In the first years of thy youth, accompanied by soldiers of the bravest, whose countenance in battle appeared not very unlike that of young lions, didst thou not most bitterly crush thy uncle the king with sword, and spear, and fire?[1]

The Latin text uses the word “avunculus” where the above passage reads “uncle”. Strictly speaking, that term means mother’s brother. However, in this context I believe this can be linked to the fact, given in JC 23, that an Einion was half-brother to Cadwallon Lawhir, Maelgwn’s father, through their father Einion Yrth.
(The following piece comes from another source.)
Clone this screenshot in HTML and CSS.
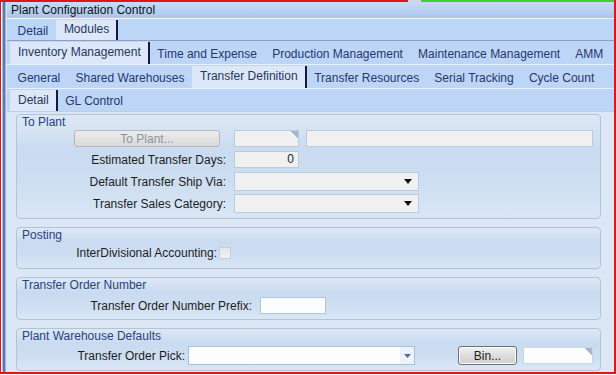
FILE: index.html
```html
<!DOCTYPE html>
<html lang="en">
<head>
    <meta charset="UTF-8">
    <title>Plant Configuration Control</title>
    <link rel="stylesheet" href="styles.css">
</head>
<body>
    <div class="frame">
        <div class="topline"><span class="red"></span><span class="gap"></span><span class="green"></span></div>
        <div class="window">
            <div class="stripe"></div>
            <div class="main">
                <div class="titlebar">Plant Configuration Control</div>

                <div class="tabs tabs-top">
                    <div class="tab">Detail</div>
                    <div class="tab active">Modules</div>
                </div>
                <div class="tabs">
                    <div class="tab active">Inventory Management</div>
                    <div class="tab">Time and Expense</div>
                    <div class="tab">Production Management</div>
                    <div class="tab">Maintenance Management</div>
                    <div class="tab">AMM</div>
                </div>
                <div class="tabs">
                    <div class="tab">General</div>
                    <div class="tab">Shared Warehouses</div>
                    <div class="tab active">Transfer Definition</div>
                    <div class="tab">Transfer Resources</div>
                    <div class="tab">Serial Tracking</div>
                    <div class="tab">Cycle Count</div>
                </div>
                <div class="tabs tabs-last">
                    <div class="tab active">Detail</div>
                    <div class="tab">GL Control</div>
                </div>

                <div class="content">
                    <div class="group group-plant">
                        <div class="group-title">To Plant</div>
                        <div class="row row-first">
                            <div class="label"><div class="btn btn-disabled">To Plant...</div></div>
                            <div class="field field-small corner"></div>
                            <div class="field field-long"></div>
                        </div>
                        <div class="row">
                            <div class="label">Estimated Transfer Days:</div>
                            <div class="field field-small number">0</div>
                        </div>
                        <div class="row row-combo">
                            <div class="label">Default Transfer Ship Via:</div>
                            <div class="field combo">
                                <svg width="8" height="5" viewBox="0 0 8 5"><path d="M0 0h8L4 5z" fill="#111"/></svg>
                            </div>
                        </div>
                        <div class="row row-combo">
                            <div class="label">Transfer Sales Category:</div>
                            <div class="field combo">
                                <svg width="8" height="5" viewBox="0 0 8 5"><path d="M0 0h8L4 5z" fill="#111"/></svg>
                            </div>
                        </div>
                    </div>

                    <div class="group group-posting">
                        <div class="group-title">Posting</div>
                        <div class="row">
                            <div class="label">InterDivisional Accounting:</div>
                            <div class="checkbox"></div>
                        </div>
                    </div>

                    <div class="group group-order">
                        <div class="group-title">Transfer Order Number</div>
                        <div class="row">
                            <div class="label">Transfer Order Number Prefix:</div>
                            <div class="field field-prefix"></div>
                        </div>
                    </div>

                    <div class="group group-defaults">
                        <div class="group-title">Plant Warehouse Defaults</div>
                        <div class="row row-combo">
                            <div class="label">Transfer Order Pick:</div>
                            <div class="field combo combo-white">
                                <span class="drop">
                                    <svg width="7" height="4" viewBox="0 0 7 4"><path d="M0 0h7L3.5 4z" fill="#4b6fa6"/></svg>
                                </span>
                            </div>
                            <div class="btn btn-bin">Bin...</div>
                            <div class="field field-bin corner"></div>
                        </div>
                    </div>
                </div>
            </div>
        </div>
    </div>
</body>
</html>
```

FILE: styles.css
```css
body {
    margin: 0;
    background: #fff;
    font-family: "Liberation Sans", Arial, sans-serif;
    font-size: 12px;
    color: #1c1c1c;
}
.frame {
    width: 616px;
    height: 374px;
    box-sizing: border-box;
    border-left: 1px solid #e31414;
    border-right: 2px solid #e31414;
    border-bottom: 2px solid #e31414;
    display: flex;
    flex-direction: column;
    overflow: hidden;
}
.topline {
    display: flex;
    height: 2px;
}
.topline .red {
    width: 407px;
    background: #e31414;
}
.topline .gap {
    width: 13px;
    background: #c9d9ef;
}
.topline .green {
    flex: 1;
    background: #3ed12b;
}
.window {
    flex: 1;
    display: flex;
}
.stripe {
    width: 6px;
    background: linear-gradient(to right, #fff 0 1px, #a4bbe0 1px 2px, #5c79b1 2px 4px, #9fb6dc 4px 5px, #d6e2f2 5px);
}
.main {
    flex: 1;
    min-width: 0;
    display: flex;
    flex-direction: column;
}
.titlebar {
    height: 16px;
    line-height: 16px;
    padding-left: 4px;
    color: #111;
    background: linear-gradient(#c8dbf5, #a9c5ee);
    border-bottom: 1px solid #f4f8fd;
}
.tabs {
    display: flex;
    height: 23px;
    padding-left: 3px;
    background: #bdd6f8;
    border-bottom: 1px solid #e9f1fc;
}
.tabs-top {
    height: 21px;
    border-bottom: 1px solid #8e9fb7;
}
.tabs-last {
    height: 22px;
    border-bottom: 1px solid #c2cedd;
}
.tab {
    display: flex;
    align-items: center;
    padding: 2px 7.6px 0;
    color: #24376f;
    white-space: nowrap;
}
.tab.active {
    margin-top: 1px;
    padding: 0 7px 2px 8px;
    background: #dce8f9;
    border-right: 2px solid #101b3e;
    color: #26365e;
}
.content {
    flex: 1;
    display: flex;
    flex-direction: column;
    gap: 8px;
    padding: 2px 13px 0 9px;
    background: #dce7f5;
}
.group {
    border: 1px solid #b4c4d8;
    border-radius: 4px;
    background: linear-gradient(#dde8f5, #c9dbf0 35%, #cfdff2 70%, #d9e7f5);
    padding-bottom: 5px;
}
.group-title {
    height: 15px;
    line-height: 15px;
    padding-left: 5px;
    color: #28437f;
}
.row {
    display: flex;
    align-items: center;
    height: 17px;
    margin-top: 4px;
}
.row-first {
    margin-top: 0;
}
.row-combo {
    height: 19px;
}
.label {
    flex: none;
    display: flex;
    justify-content: flex-end;
    align-items: center;
    margin-right: 8px;
    white-space: nowrap;
}
.group-plant .label {
    width: 209px;
}
.group-plant .row-combo + .row-combo {
    margin-top: 3px;
}
.group-posting .label {
    width: 200px;
    margin-right: 2px;
}
.group-posting .row {
    height: 16px;
    margin-top: 2px;
    padding-bottom: 2px;
}
.group-order .label {
    width: 235px;
}
.group-defaults .label {
    width: 168px;
    margin-right: 3px;
}
.group-defaults .row {
    margin-top: 2px;
}
.field {
    box-sizing: border-box;
    height: 100%;
    border: 1px solid #b8cbe3;
    background: #f0f0f0;
}
.field-small {
    width: 65px;
}
.field-long {
    width: 287px;
    margin-left: 7px;
}
.corner {
    background: linear-gradient(225deg, #a6b5c8 0 5px, transparent 5px), #f0f0f0;
}
.number {
    text-align: right;
    padding-right: 4px;
    line-height: 15px;
}
.combo {
    width: 185px;
    display: flex;
    justify-content: flex-end;
    align-items: center;
    padding-right: 6px;
}
.combo-white {
    width: 227px;
    padding-right: 0;
    background: #fcfdfe;
    border-color: #aabfd9;
}
.combo-white .drop {
    width: 14px;
    height: 100%;
    display: flex;
    align-items: center;
    justify-content: center;
    background: #eef3f9;
}
.checkbox {
    width: 12px;
    height: 12px;
    box-sizing: border-box;
    border: 1px solid #c7ced7;
    background: linear-gradient(#e2e7ec, #eef1f4);
}
.field-prefix {
    width: 66px;
    background: #fbfcfd;
    border-color: #b0c4dc;
}
.btn {
    box-sizing: border-box;
    height: 17px;
    display: flex;
    align-items: center;
    justify-content: center;
    border-radius: 3px;
}
.btn-disabled {
    width: 146px;
    margin-right: 6px;
    color: #8e949b;
    border: 1px solid #b4b9c0;
    background: linear-gradient(#ececec, #d9d9d9);
}
.btn-bin {
    width: 59px;
    height: 19px;
    margin-left: 43px;
    color: #1e1e1e;
    border: 1px solid #6f6f6f;
    box-shadow: inset 0 0 0 1px #fbfbfb;
    background: linear-gradient(#f3f3f3, #dcdcdc 50%, #d0d0d0);
}
.field-bin {
    width: 70px;
    height: 17px;
    margin-left: 6px;
    border-color: #c7d5e6;
    background: linear-gradient(225deg, #a6b5c8 0 5px, transparent 5px), #fdfdfe;
}
```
Their mothers were sisters, daughters of king Didlet.

Although HRB states Rhun escaped to Armorica after the death of Einion because he was driven out by the Saxons, it would seem that Maelgwn had a hand in it as well. After Maelgwn’s death his son successfully thwarted challenges to his kingship. However, it would seem that the rightful lineage to the throne was reestablished when Iago became king. As can be seen in the above table, Cadwallon ap Cadfan is correct when he tells Salomon II  in the ByB that their two fathers were two second cousins.